For this article, I checked the age distribution of players participating in this year’s World Cup. The youngest was 17, Mexican midfielder Gilberto Mora, and the oldest 43, Scottish goalkeeper Craig Gordon. In between, most players were clustered in the mid-to-late 20s, with the number in their late 30s dropping off steeply. Only eight were 40 or over. The distribution speaks volumes.
Most soccer players, like tennis players, begin learning as children and play a lot in their teen years. Two processes are going on: first, development and maturation of the neuromuscular system and brain; and second, learning skills specific to the sport.
They obviously overlap and shape one another but are distinct. For example, the neocortex reaches peak thickness in the first decade and begins to shrink in the late 20s and early 30s — not much mind you, but noticeable in MRI studies of over 100,000 subjects.
Complementary studies of function in the brain reveal a similar age-related trend. These studies suggest that that the nervous system may be at its best with respect to processing speeds and connections in the first two to three decades. Noticeable overall shrinkage of the brain begins in the 40s and is very noticeable by the 60s.
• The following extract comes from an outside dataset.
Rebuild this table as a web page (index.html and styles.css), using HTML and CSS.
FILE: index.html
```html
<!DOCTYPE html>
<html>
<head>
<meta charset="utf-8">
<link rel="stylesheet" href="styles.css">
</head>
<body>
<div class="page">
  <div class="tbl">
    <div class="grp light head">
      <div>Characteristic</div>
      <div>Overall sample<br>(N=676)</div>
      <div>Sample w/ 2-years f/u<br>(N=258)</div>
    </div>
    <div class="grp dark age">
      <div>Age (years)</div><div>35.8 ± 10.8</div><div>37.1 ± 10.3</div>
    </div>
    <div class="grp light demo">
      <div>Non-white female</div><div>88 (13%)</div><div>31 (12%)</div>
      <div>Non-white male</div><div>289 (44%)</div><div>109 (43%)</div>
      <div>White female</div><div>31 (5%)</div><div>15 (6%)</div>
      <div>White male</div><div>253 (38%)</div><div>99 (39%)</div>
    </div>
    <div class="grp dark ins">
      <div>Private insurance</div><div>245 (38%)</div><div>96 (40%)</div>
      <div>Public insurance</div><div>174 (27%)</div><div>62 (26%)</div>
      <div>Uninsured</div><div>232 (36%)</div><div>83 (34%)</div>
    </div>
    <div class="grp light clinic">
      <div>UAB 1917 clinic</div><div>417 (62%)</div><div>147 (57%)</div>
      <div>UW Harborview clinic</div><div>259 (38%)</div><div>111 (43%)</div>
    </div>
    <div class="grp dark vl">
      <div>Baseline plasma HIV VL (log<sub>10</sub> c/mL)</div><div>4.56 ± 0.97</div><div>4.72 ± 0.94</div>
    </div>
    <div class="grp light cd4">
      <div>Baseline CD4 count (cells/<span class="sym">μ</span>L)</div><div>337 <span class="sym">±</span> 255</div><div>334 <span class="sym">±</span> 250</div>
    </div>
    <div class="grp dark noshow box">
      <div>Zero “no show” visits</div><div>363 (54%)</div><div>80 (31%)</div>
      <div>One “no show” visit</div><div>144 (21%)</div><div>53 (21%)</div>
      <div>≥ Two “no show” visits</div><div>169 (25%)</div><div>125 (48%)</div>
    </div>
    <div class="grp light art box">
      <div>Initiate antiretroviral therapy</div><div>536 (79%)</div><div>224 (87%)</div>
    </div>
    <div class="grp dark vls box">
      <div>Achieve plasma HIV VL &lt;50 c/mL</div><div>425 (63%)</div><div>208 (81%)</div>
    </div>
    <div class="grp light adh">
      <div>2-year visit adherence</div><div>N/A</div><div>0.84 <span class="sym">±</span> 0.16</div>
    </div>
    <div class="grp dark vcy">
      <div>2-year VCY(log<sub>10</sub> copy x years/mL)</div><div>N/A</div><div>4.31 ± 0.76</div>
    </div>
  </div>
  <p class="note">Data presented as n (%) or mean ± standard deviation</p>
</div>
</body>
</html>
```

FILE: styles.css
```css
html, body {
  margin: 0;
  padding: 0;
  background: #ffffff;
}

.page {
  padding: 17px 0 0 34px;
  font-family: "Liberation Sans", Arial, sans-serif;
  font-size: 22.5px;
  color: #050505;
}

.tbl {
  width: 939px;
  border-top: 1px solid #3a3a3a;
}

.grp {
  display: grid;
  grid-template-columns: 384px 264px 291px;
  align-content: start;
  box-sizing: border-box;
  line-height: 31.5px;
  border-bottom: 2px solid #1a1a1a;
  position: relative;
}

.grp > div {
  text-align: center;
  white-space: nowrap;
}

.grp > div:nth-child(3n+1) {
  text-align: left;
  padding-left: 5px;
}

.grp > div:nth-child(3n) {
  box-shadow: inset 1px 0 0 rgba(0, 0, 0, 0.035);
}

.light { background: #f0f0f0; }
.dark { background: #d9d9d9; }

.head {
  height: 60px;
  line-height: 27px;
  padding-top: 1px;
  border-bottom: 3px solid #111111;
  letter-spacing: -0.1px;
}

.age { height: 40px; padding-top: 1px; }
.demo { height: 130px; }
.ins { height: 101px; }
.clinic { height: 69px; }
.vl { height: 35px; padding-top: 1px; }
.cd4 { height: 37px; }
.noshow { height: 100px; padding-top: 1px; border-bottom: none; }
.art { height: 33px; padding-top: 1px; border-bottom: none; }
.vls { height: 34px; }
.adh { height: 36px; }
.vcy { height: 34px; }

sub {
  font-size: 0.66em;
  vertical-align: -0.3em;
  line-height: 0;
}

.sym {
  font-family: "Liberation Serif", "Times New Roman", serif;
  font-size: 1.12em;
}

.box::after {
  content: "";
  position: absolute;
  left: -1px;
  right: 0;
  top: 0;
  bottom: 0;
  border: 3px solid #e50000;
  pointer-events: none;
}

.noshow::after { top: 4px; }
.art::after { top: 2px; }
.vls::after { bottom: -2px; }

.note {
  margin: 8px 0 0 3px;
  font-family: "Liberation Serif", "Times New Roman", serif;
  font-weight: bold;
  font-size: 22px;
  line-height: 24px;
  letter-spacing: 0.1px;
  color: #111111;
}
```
Performance in any sport depends on physical and neural fitness, acquired skills and stamina. Stamina is a key at least in tennis when players are tested every two to three days and is one area where, for example, Novak has lost his edge in recent years.
There’s also the factor of the cumulative effects of injuries affecting muscles and joints. The last was a big factor in why Roger Federer and Rafael Nadal retired when they did and certainly plays a part in rough contact sports like North American football.
To return to the World Cup, what about the performance of 41-year old Cristiano Ronaldo and 38-year old Lionel Messi, both well-established superstars?
Ronaldo has been shadow of his former self while Messi managed to score eight goals in six matches. That doesn’t tell the whole story, though, because Messi also missed two penalty kicks. Ronaldo played in his last match in this year’s tournament on July 6. His team, Portugal, lost to Spain 1-0.
But as Novak’s recent history suggests, even a year or two can make a big difference in performance, however hard he trains. Suffice it to say, we won’t be seeing any 50-year-olds playing at Messi’s level and him and Ronaldo has confirmed he won’t be on the field for the next World Cup in 2030.
And you sure won’t be seeing me on this side of life performing even remotely like any of the names I’ve used in this article.
Takeaway point: stay as fit as you can, as long as you can.
Dr. William Brown is a professor of neurology at McMaster University and co-founder of the InfoHealth series at the Niagara-on-the-Lake Public Library.